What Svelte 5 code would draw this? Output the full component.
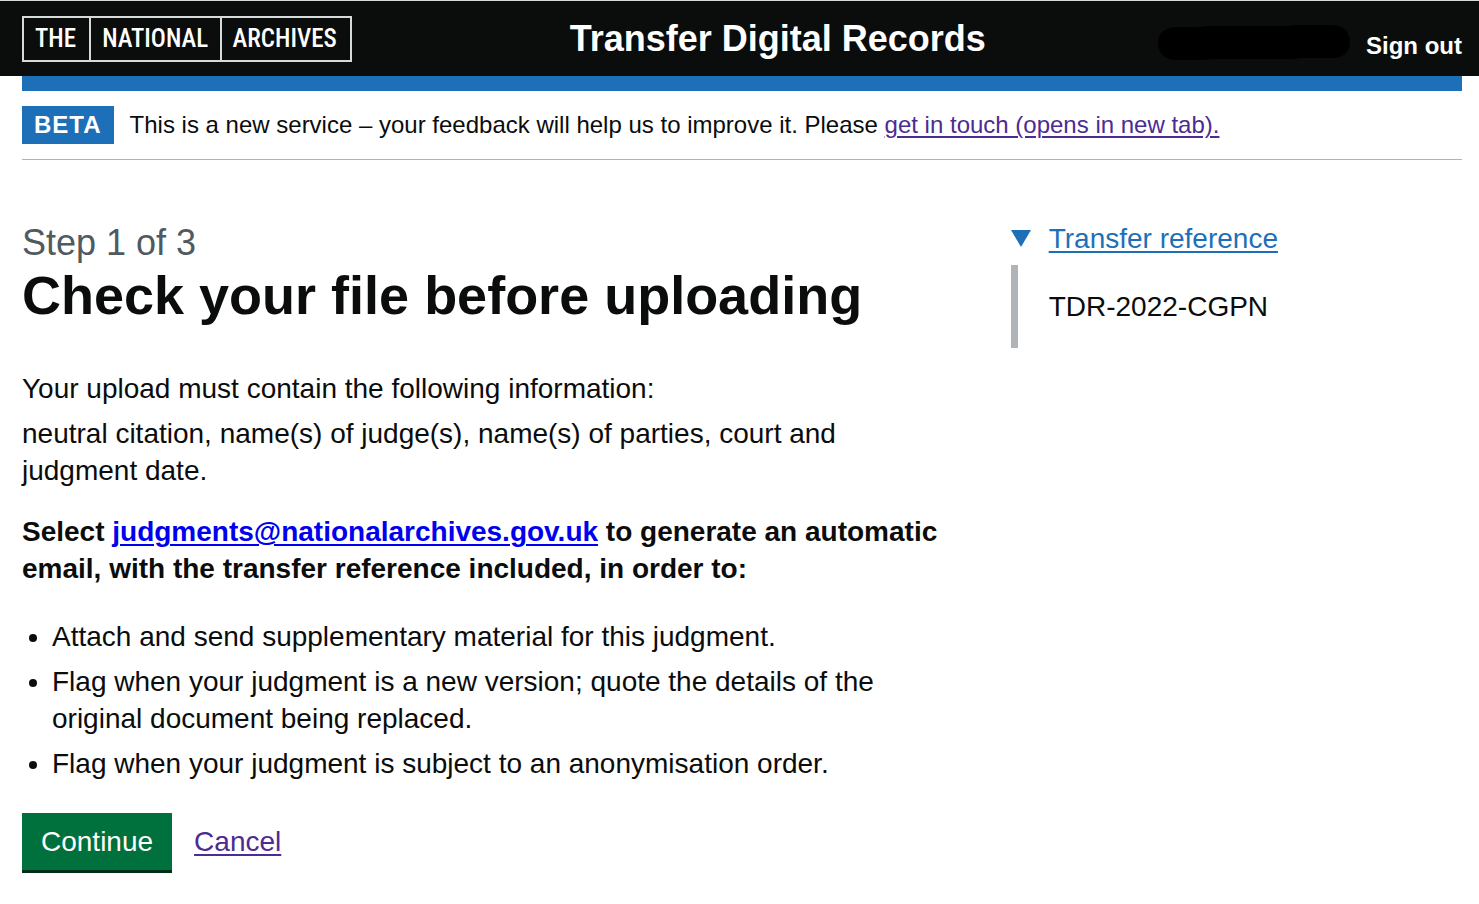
<script>
  const requirements = [
    'Attach and send supplementary material for this judgment.',
    'Flag when your judgment is a new version; quote the details of the original document being replaced.',
    'Flag when your judgment is subject to an anonymisation order.'
  ];
</script>

<header class="header">
  <a class="logo" href="#home">
    <span>THE</span><span>NATIONAL</span><span>ARCHIVES</span>
  </a>
  <a class="service" href="#service">Transfer Digital Records</a>
  <div class="account">
    <svg class="user" viewBox="0 0 194 36" aria-hidden="true">
      <path d="M18 2 Q1 4 1 18 Q2 34 18 35 L45 35 L55 34 L135 34 L145 33 L177 33 Q193 31 193 17 Q192 1 176 0 L140 0 L130 1 L50 1 L42 2 Z" fill="#000" />
    </svg>
    <a href="#signout">Sign out</a>
  </div>
</header>

<div class="container">
  <div class="bar"></div>
  <div class="phase">
    <strong class="tag">BETA</strong>
    <span>This is a new service – your feedback will help us to improve it. Please <a class="visited" href="#feedback">get in touch (opens in new tab).</a></span>
  </div>

  <main class="grid">
    <div class="content">
      <span class="caption">Step 1 of 3</span>
      <h1>Check your file before uploading</h1>
      <p class="intro">Your upload must contain the following information:</p>
      <p class="fields">neutral citation, name(s) of judge(s), name(s) of parties, court and judgment date.</p>
      <p class="lead">Select <a href="#email">judgments@nationalarchives.gov.uk</a> to generate an automatic email, with the transfer reference included, in order to:</p>
      <ul>
        {#each requirements as item}
          <li>{item}</li>
        {/each}
      </ul>
      <div class="actions">
        <button type="button">Continue</button>
        <a class="visited" href="#cancel">Cancel</a>
      </div>
    </div>
    <details open>
      <summary>
        <svg viewBox="0 0 20 18" aria-hidden="true"><path d="M0 0H20L10 17Z" fill="#1d70b8" /></svg>
        <span>Transfer reference</span>
      </summary>
      <div class="reference">TDR-2022-CGPN</div>
    </details>
  </main>
</div>

<style>
  :global(body) {
    background: #fff;
    color: #0b0c0c;
    font-family: "Liberation Sans", Arial, sans-serif;
    font-size: 28px;
    line-height: 37px;
  }
  .header {
    display: grid;
    grid-template-columns: 23fr auto 20fr;
    align-items: start;
    padding: 15px 17px 12px 22px;
    background: #0b0c0c;
    border-top: 1px solid #d5dbd9;
  }
  .header a {
    color: #fff;
    text-decoration: none;
  }
  .header .logo {
    display: grid;
    grid-template-columns: 1fr 2fr 2fr;
    justify-self: start;
    width: 330px;
    box-sizing: border-box;
    border: 2px solid #d5dbd9;
    font-family: "Roboto Condensed", Roboto, sans-serif;
    font-size: 25px;
    font-weight: 500;
    line-height: 42px;
  }
  .logo span {
    padding-left: 11px;
  }
  .logo span + span {
    border-left: 2px solid #d5dbd9;
  }
  .service {
    font-size: 36px;
    font-weight: 700;
    line-height: 46px;
  }
  .account {
    display: flex;
    justify-self: end;
    align-items: start;
    gap: 15px;
    font-size: 24px;
    font-weight: 700;
  }
  .account a {
    padding-top: 11px;
  }
  .user {
    width: 194px;
    height: 36px;
    padding-top: 9px;
  }
  .container {
    padding: 0 17px 0 22px;
  }
  .bar {
    height: 15px;
    background: #1d70b8;
  }
  .phase {
    display: flex;
    align-items: center;
    gap: 16px;
    padding: 15px 0;
    border-bottom: 1px solid #b1b4b6;
    font-size: 24px;
    line-height: 38px;
  }
  .tag {
    padding: 0 12px;
    background: #1d70b8;
    color: #fff;
    letter-spacing: 1px;
  }
  a {
    text-decoration-thickness: 2px;
    text-underline-offset: 3px;
  }
  .visited {
    color: #4c2c92;
  }
  .grid {
    display: grid;
    grid-template-columns: minmax(0, 23fr) minmax(0, 11fr);
    gap: 45px;
    padding-top: 60px;
  }
  .caption {
    display: block;
    color: #505a5f;
    font-size: 36px;
    line-height: 45px;
  }
  h1 {
    margin: 0 0 45px;
    font-size: 54px;
    line-height: 60px;
  }
  p {
    margin: 0;
  }
  .intro {
    margin-bottom: 8px;
  }
  .fields {
    max-width: 900px;
    margin-bottom: 24px;
  }
  .lead {
    margin-bottom: 31px;
    font-weight: 700;
  }
  .lead a {
    color: #00e;
  }
  ul {
    margin: 0 0 31px;
    padding-left: 30px;
  }
  li + li {
    margin-top: 8px;
  }
  .actions {
    display: flex;
    align-items: baseline;
    gap: 22px;
  }
  button {
    padding: 10px 19px;
    border: 0;
    border-bottom: 3px solid #002d18;
    background: #00703c;
    color: #fff;
    font: inherit;
  }
  summary {
    display: flex;
    align-items: center;
    gap: 18px;
    color: #1d70b8;
    list-style: none;
    cursor: pointer;
  }
  summary svg {
    width: 20px;
    height: 18px;
  }
  summary span {
    text-decoration: underline 2px;
    text-underline-offset: 3px;
  }
  .reference {
    margin-top: 8px;
    padding: 23px 31px;
    border-left: 7px solid #b1b4b6;
  }
</style>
=====
» The task
Output the lines above in full and exactly as given, omitting any pictures.

» Written solution
What Svelte 5 code would draw this? Output the full component.
<script>
  const requirements = [
    'Attach and send supplementary material for this judgment.',
    'Flag when your judgment is a new version; quote the details of the original document being replaced.',
    'Flag when your judgment is subject to an anonymisation order.'
  ];
</script>

<header class="header">
  <a class="logo" href="#home">
    <span>THE</span><span>NATIONAL</span><span>ARCHIVES</span>
  </a>
  <a class="service" href="#service">Transfer Digital Records</a>
  <div class="account">
    <svg class="user" viewBox="0 0 194 36" aria-hidden="true">
      <path d="M18 2 Q1 4 1 18 Q2 34 18 35 L45 35 L55 34 L135 34 L145 33 L177 33 Q193 31 193 17 Q192 1 176 0 L140 0 L130 1 L50 1 L42 2 Z" fill="#000" />
    </svg>
    <a href="#signout">Sign out</a>
  </div>
</header>

<div class="container">
  <div class="bar"></div>
  <div class="phase">
    <strong class="tag">BETA</strong>
    <span>This is a new service – your feedback will help us to improve it. Please <a class="visited" href="#feedback">get in touch (opens in new tab).</a></span>
  </div>

  <main class="grid">
    <div class="content">
      <span class="caption">Step 1 of 3</span>
      <h1>Check your file before uploading</h1>
      <p class="intro">Your upload must contain the following information:</p>
      <p class="fields">neutral citation, name(s) of judge(s), name(s) of parties, court and judgment date.</p>
      <p class="lead">Select <a href="#email">judgments@nationalarchives.gov.uk</a> to generate an automatic email, with the transfer reference included, in order to:</p>
      <ul>
        {#each requirements as item}
          <li>{item}</li>
        {/each}
      </ul>
      <div class="actions">
        <button type="button">Continue</button>
        <a class="visited" href="#cancel">Cancel</a>
      </div>
    </div>
    <details open>
      <summary>
        <svg viewBox="0 0 20 18" aria-hidden="true"><path d="M0 0H20L10 17Z" fill="#1d70b8" /></svg>
        <span>Transfer reference</span>
      </summary>
      <div class="reference">TDR-2022-CGPN</div>
    </details>
  </main>
</div>

<style>
  :global(body) {
    background: #fff;
    color: #0b0c0c;
    font-family: "Liberation Sans", Arial, sans-serif;
    font-size: 28px;
    line-height: 37px;
  }
  .header {
    display: grid;
    grid-template-columns: 23fr auto 20fr;
    align-items: start;
    padding: 15px 17px 12px 22px;
    background: #0b0c0c;
    border-top: 1px solid #d5dbd9;
  }
  .header a {
    color: #fff;
    text-decoration: none;
  }
  .header .logo {
    display: grid;
    grid-template-columns: 1fr 2fr 2fr;
    justify-self: start;
    width: 330px;
    box-sizing: border-box;
    border: 2px solid #d5dbd9;
    font-family: "Roboto Condensed", Roboto, sans-serif;
    font-size: 25px;
    font-weight: 500;
    line-height: 42px;
  }
  .logo span {
    padding-left: 11px;
  }
  .logo span + span {
    border-left: 2px solid #d5dbd9;
  }
  .service {
    font-size: 36px;
    font-weight: 700;
    line-height: 46px;
  }
  .account {
    display: flex;
    justify-self: end;
    align-items: start;
    gap: 15px;
    font-size: 24px;
    font-weight: 700;
  }
  .account a {
    padding-top: 11px;
  }
  .user {
    width: 194px;
    height: 36px;
    padding-top: 9px;
  }
  .container {
    padding: 0 17px 0 22px;
  }
  .bar {
    height: 15px;
    background: #1d70b8;
  }
  .phase {
    display: flex;
    align-items: center;
    gap: 16px;
    padding: 15px 0;
    border-bottom: 1px solid #b1b4b6;
    font-size: 24px;
    line-height: 38px;
  }
  .tag {
    padding: 0 12px;
    background: #1d70b8;
    color: #fff;
    letter-spacing: 1px;
  }
  a {
    text-decoration-thickness: 2px;
    text-underline-offset: 3px;
  }
  .visited {
    color: #4c2c92;
  }
  .grid {
    display: grid;
    grid-template-columns: minmax(0, 23fr) minmax(0, 11fr);
    gap: 45px;
    padding-top: 60px;
  }
  .caption {
    display: block;
    color: #505a5f;
    font-size: 36px;
    line-height: 45px;
  }
  h1 {
    margin: 0 0 45px;
    font-size: 54px;
    line-height: 60px;
  }
  p {
    margin: 0;
  }
  .intro {
    margin-bottom: 8px;
  }
  .fields {
    max-width: 900px;
    margin-bottom: 24px;
  }
  .lead {
    margin-bottom: 31px;
    font-weight: 700;
  }
  .lead a {
    color: #00e;
  }
  ul {
    margin: 0 0 31px;
    padding-left: 30px;
  }
  li + li {
    margin-top: 8px;
  }
  .actions {
    display: flex;
    align-items: baseline;
    gap: 22px;
  }
  button {
    padding: 10px 19px;
    border: 0;
    border-bottom: 3px solid #002d18;
    background: #00703c;
    color: #fff;
    font: inherit;
  }
  summary {
    display: flex;
    align-items: center;
    gap: 18px;
    color: #1d70b8;
    list-style: none;
    cursor: pointer;
  }
  summary svg {
    width: 20px;
    height: 18px;
  }
  summary span {
    text-decoration: underline 2px;
    text-underline-offset: 3px;
  }
  .reference {
    margin-top: 8px;
    padding: 23px 31px;
    border-left: 7px solid #b1b4b6;
  }
</style>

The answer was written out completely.